**Records to process**

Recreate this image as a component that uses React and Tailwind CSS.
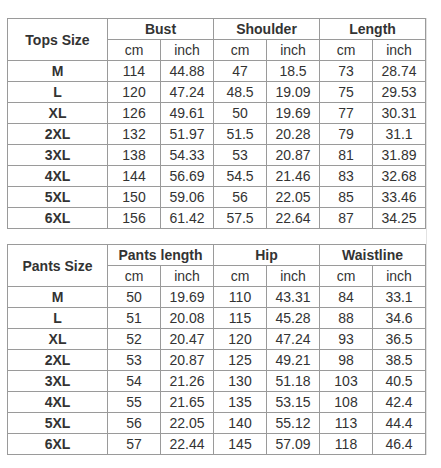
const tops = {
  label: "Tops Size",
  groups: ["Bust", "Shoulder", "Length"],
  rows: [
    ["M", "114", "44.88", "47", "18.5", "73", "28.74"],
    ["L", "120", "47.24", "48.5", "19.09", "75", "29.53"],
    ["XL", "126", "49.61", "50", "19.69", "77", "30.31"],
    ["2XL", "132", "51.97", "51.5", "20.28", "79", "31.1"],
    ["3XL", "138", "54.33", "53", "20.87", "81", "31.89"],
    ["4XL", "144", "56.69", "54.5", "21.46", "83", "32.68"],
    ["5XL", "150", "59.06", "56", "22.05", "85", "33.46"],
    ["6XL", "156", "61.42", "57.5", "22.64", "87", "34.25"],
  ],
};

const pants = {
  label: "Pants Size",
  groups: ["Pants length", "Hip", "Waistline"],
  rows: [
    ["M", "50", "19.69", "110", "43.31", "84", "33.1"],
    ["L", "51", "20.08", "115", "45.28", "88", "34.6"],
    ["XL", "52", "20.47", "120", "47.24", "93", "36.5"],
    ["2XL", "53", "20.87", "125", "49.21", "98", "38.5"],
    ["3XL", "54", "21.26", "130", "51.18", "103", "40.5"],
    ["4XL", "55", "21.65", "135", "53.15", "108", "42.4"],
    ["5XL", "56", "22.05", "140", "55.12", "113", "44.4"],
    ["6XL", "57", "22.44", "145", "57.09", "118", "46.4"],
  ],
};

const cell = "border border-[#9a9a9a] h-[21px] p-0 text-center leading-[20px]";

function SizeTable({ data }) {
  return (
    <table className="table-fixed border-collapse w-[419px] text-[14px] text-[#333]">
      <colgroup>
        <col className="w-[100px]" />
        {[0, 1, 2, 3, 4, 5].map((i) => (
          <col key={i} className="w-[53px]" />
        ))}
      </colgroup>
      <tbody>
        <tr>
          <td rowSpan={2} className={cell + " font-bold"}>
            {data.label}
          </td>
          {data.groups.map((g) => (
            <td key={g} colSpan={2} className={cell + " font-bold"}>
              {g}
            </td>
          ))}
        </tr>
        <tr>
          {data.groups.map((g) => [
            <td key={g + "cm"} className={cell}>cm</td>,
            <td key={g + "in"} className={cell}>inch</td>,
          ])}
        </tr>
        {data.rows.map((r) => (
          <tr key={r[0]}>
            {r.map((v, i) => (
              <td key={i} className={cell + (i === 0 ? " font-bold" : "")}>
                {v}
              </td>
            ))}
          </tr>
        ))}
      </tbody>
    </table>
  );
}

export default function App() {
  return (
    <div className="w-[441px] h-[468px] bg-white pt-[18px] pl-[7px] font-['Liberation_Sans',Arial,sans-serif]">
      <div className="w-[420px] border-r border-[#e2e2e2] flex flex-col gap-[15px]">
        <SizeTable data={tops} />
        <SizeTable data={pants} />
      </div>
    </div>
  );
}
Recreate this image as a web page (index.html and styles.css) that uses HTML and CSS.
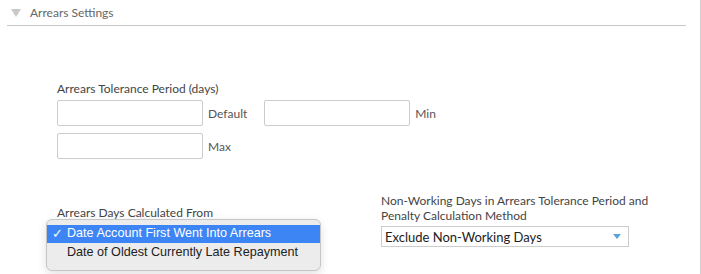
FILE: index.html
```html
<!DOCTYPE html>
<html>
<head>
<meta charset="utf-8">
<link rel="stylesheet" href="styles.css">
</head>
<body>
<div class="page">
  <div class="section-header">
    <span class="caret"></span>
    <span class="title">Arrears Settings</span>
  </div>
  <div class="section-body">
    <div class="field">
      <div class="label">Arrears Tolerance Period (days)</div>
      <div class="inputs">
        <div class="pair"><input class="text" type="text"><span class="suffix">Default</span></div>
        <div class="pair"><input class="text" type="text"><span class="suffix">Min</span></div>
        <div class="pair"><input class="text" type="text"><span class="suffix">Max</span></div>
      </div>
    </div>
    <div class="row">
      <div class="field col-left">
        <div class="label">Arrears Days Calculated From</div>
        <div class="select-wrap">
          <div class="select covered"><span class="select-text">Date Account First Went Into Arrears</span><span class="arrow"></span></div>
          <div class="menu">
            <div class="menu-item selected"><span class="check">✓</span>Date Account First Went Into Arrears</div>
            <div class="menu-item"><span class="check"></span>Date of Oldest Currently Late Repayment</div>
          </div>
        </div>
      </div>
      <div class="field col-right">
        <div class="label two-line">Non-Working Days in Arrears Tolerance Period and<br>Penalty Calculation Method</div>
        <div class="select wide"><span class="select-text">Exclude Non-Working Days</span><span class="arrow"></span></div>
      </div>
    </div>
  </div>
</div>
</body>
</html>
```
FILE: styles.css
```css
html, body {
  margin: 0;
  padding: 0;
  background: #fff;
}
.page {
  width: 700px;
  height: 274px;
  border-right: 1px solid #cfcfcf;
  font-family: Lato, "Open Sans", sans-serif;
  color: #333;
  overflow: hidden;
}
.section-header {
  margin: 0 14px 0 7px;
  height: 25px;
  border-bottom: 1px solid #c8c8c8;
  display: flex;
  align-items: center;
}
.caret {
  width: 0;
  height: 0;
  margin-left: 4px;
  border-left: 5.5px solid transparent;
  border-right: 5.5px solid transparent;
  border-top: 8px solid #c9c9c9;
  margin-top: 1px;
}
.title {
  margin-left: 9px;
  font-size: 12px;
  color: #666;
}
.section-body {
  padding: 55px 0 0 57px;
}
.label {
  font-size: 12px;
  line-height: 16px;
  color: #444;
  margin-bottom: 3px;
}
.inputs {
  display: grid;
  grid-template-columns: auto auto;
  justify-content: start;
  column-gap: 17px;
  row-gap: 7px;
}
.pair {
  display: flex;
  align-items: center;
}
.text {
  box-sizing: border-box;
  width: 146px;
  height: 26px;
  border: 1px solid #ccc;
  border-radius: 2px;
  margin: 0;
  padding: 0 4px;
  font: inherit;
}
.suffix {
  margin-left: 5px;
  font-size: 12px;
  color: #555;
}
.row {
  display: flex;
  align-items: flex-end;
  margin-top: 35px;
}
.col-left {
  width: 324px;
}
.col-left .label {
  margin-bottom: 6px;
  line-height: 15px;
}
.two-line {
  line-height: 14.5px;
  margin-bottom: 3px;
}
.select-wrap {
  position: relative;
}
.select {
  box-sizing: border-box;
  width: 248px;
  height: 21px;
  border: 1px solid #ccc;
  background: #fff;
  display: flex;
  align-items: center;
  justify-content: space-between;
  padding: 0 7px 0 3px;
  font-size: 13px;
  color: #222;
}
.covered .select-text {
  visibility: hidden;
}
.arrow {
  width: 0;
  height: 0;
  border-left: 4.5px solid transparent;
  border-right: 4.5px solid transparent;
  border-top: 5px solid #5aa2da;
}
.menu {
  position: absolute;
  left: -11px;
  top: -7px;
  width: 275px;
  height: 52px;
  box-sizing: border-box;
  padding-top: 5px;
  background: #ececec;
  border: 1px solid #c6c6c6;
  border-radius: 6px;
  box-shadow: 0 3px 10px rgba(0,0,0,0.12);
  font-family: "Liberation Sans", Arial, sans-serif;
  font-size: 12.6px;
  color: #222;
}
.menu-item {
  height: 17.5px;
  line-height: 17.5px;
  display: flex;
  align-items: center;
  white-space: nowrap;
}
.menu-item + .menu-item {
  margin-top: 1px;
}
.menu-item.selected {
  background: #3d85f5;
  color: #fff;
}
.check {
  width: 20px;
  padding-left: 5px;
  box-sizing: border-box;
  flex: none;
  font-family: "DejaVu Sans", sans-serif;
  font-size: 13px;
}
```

**Brief**
All entries are to be retyped exactly. Omit any embedded images.

**Response to the exercise**
Recreate this image as a component that uses React and Tailwind CSS.
const tops = {
  label: "Tops Size",
  groups: ["Bust", "Shoulder", "Length"],
  rows: [
    ["M", "114", "44.88", "47", "18.5", "73", "28.74"],
    ["L", "120", "47.24", "48.5", "19.09", "75", "29.53"],
    ["XL", "126", "49.61", "50", "19.69", "77", "30.31"],
    ["2XL", "132", "51.97", "51.5", "20.28", "79", "31.1"],
    ["3XL", "138", "54.33", "53", "20.87", "81", "31.89"],
    ["4XL", "144", "56.69", "54.5", "21.46", "83", "32.68"],
    ["5XL", "150", "59.06", "56", "22.05", "85", "33.46"],
    ["6XL", "156", "61.42", "57.5", "22.64", "87", "34.25"],
  ],
};

const pants = {
  label: "Pants Size",
  groups: ["Pants length", "Hip", "Waistline"],
  rows: [
    ["M", "50", "19.69", "110", "43.31", "84", "33.1"],
    ["L", "51", "20.08", "115", "45.28", "88", "34.6"],
    ["XL", "52", "20.47", "120", "47.24", "93", "36.5"],
    ["2XL", "53", "20.87", "125", "49.21", "98", "38.5"],
    ["3XL", "54", "21.26", "130", "51.18", "103", "40.5"],
    ["4XL", "55", "21.65", "135", "53.15", "108", "42.4"],
    ["5XL", "56", "22.05", "140", "55.12", "113", "44.4"],
    ["6XL", "57", "22.44", "145", "57.09", "118", "46.4"],
  ],
};

const cell = "border border-[#9a9a9a] h-[21px] p-0 text-center leading-[20px]";

function SizeTable({ data }) {
  return (
    <table className="table-fixed border-collapse w-[419px] text-[14px] text-[#333]">
      <colgroup>
        <col className="w-[100px]" />
        {[0, 1, 2, 3, 4, 5].map((i) => (
          <col key={i} className="w-[53px]" />
        ))}
      </colgroup>
      <tbody>
        <tr>
          <td rowSpan={2} className={cell + " font-bold"}>
            {data.label}
          </td>
          {data.groups.map((g) => (
            <td key={g} colSpan={2} className={cell + " font-bold"}>
              {g}
            </td>
          ))}
        </tr>
        <tr>
          {data.groups.map((g) => [
            <td key={g + "cm"} className={cell}>cm</td>,
            <td key={g + "in"} className={cell}>inch</td>,
          ])}
        </tr>
        {data.rows.map((r) => (
          <tr key={r[0]}>
            {r.map((v, i) => (
              <td key={i} className={cell + (i === 0 ? " font-bold" : "")}>
                {v}
              </td>
            ))}
          </tr>
        ))}
      </tbody>
    </table>
  );
}

export default function App() {
  return (
    <div className="w-[441px] h-[468px] bg-white pt-[18px] pl-[7px] font-['Liberation_Sans',Arial,sans-serif]">
      <div className="w-[420px] border-r border-[#e2e2e2] flex flex-col gap-[15px]">
        <SizeTable data={tops} />
        <SizeTable data={pants} />
      </div>
    </div>
  );
}
Recreate this image as a web page (index.html and styles.css) that uses HTML and CSS.
FILE: index.html
```html
<!DOCTYPE html>
<html>
<head>
<meta charset="utf-8">
<link rel="stylesheet" href="styles.css">
</head>
<body>
<div class="page">
  <div class="section-header">
    <span class="caret"></span>
    <span class="title">Arrears Settings</span>
  </div>
  <div class="section-body">
    <div class="field">
      <div class="label">Arrears Tolerance Period (days)</div>
      <div class="inputs">
        <div class="pair"><input class="text" type="text"><span class="suffix">Default</span></div>
        <div class="pair"><input class="text" type="text"><span class="suffix">Min</span></div>
        <div class="pair"><input class="text" type="text"><span class="suffix">Max</span></div>
      </div>
    </div>
    <div class="row">
      <div class="field col-left">
        <div class="label">Arrears Days Calculated From</div>
        <div class="select-wrap">
          <div class="select covered"><span class="select-text">Date Account First Went Into Arrears</span><span class="arrow"></span></div>
          <div class="menu">
            <div class="menu-item selected"><span class="check">✓</span>Date Account First Went Into Arrears</div>
            <div class="menu-item"><span class="check"></span>Date of Oldest Currently Late Repayment</div>
          </div>
        </div>
      </div>
      <div class="field col-right">
        <div class="label two-line">Non-Working Days in Arrears Tolerance Period and<br>Penalty Calculation Method</div>
        <div class="select wide"><span class="select-text">Exclude Non-Working Days</span><span class="arrow"></span></div>
      </div>
    </div>
  </div>
</div>
</body>
</html>
```
FILE: styles.css
```css
html, body {
  margin: 0;
  padding: 0;
  background: #fff;
}
.page {
  width: 700px;
  height: 274px;
  border-right: 1px solid #cfcfcf;
  font-family: Lato, "Open Sans", sans-serif;
  color: #333;
  overflow: hidden;
}
.section-header {
  margin: 0 14px 0 7px;
  height: 25px;
  border-bottom: 1px solid #c8c8c8;
  display: flex;
  align-items: center;
}
.caret {
  width: 0;
  height: 0;
  margin-left: 4px;
  border-left: 5.5px solid transparent;
  border-right: 5.5px solid transparent;
  border-top: 8px solid #c9c9c9;
  margin-top: 1px;
}
.title {
  margin-left: 9px;
  font-size: 12px;
  color: #666;
}
.section-body {
  padding: 55px 0 0 57px;
}
.label {
  font-size: 12px;
  line-height: 16px;
  color: #444;
  margin-bottom: 3px;
}
.inputs {
  display: grid;
  grid-template-columns: auto auto;
  justify-content: start;
  column-gap: 17px;
  row-gap: 7px;
}
.pair {
  display: flex;
  align-items: center;
}
.text {
  box-sizing: border-box;
  width: 146px;
  height: 26px;
  border: 1px solid #ccc;
  border-radius: 2px;
  margin: 0;
  padding: 0 4px;
  font: inherit;
}
.suffix {
  margin-left: 5px;
  font-size: 12px;
  color: #555;
}
.row {
  display: flex;
  align-items: flex-end;
  margin-top: 35px;
}
.col-left {
  width: 324px;
}
.col-left .label {
  margin-bottom: 6px;
  line-height: 15px;
}
.two-line {
  line-height: 14.5px;
  margin-bottom: 3px;
}
.select-wrap {
  position: relative;
}
.select {
  box-sizing: border-box;
  width: 248px;
  height: 21px;
  border: 1px solid #ccc;
  background: #fff;
  display: flex;
  align-items: center;
  justify-content: space-between;
  padding: 0 7px 0 3px;
  font-size: 13px;
  color: #222;
}
.covered .select-text {
  visibility: hidden;
}
.arrow {
  width: 0;
  height: 0;
  border-left: 4.5px solid transparent;
  border-right: 4.5px solid transparent;
  border-top: 5px solid #5aa2da;
}
.menu {
  position: absolute;
  left: -11px;
  top: -7px;
  width: 275px;
  height: 52px;
  box-sizing: border-box;
  padding-top: 5px;
  background: #ececec;
  border: 1px solid #c6c6c6;
  border-radius: 6px;
  box-shadow: 0 3px 10px rgba(0,0,0,0.12);
  font-family: "Liberation Sans", Arial, sans-serif;
  font-size: 12.6px;
  color: #222;
}
.menu-item {
  height: 17.5px;
  line-height: 17.5px;
  display: flex;
  align-items: center;
  white-space: nowrap;
}
.menu-item + .menu-item {
  margin-top: 1px;
}
.menu-item.selected {
  background: #3d85f5;
  color: #fff;
}
.check {
  width: 20px;
  padding-left: 5px;
  box-sizing: border-box;
  flex: none;
  font-family: "DejaVu Sans", sans-serif;
  font-size: 13px;
}
```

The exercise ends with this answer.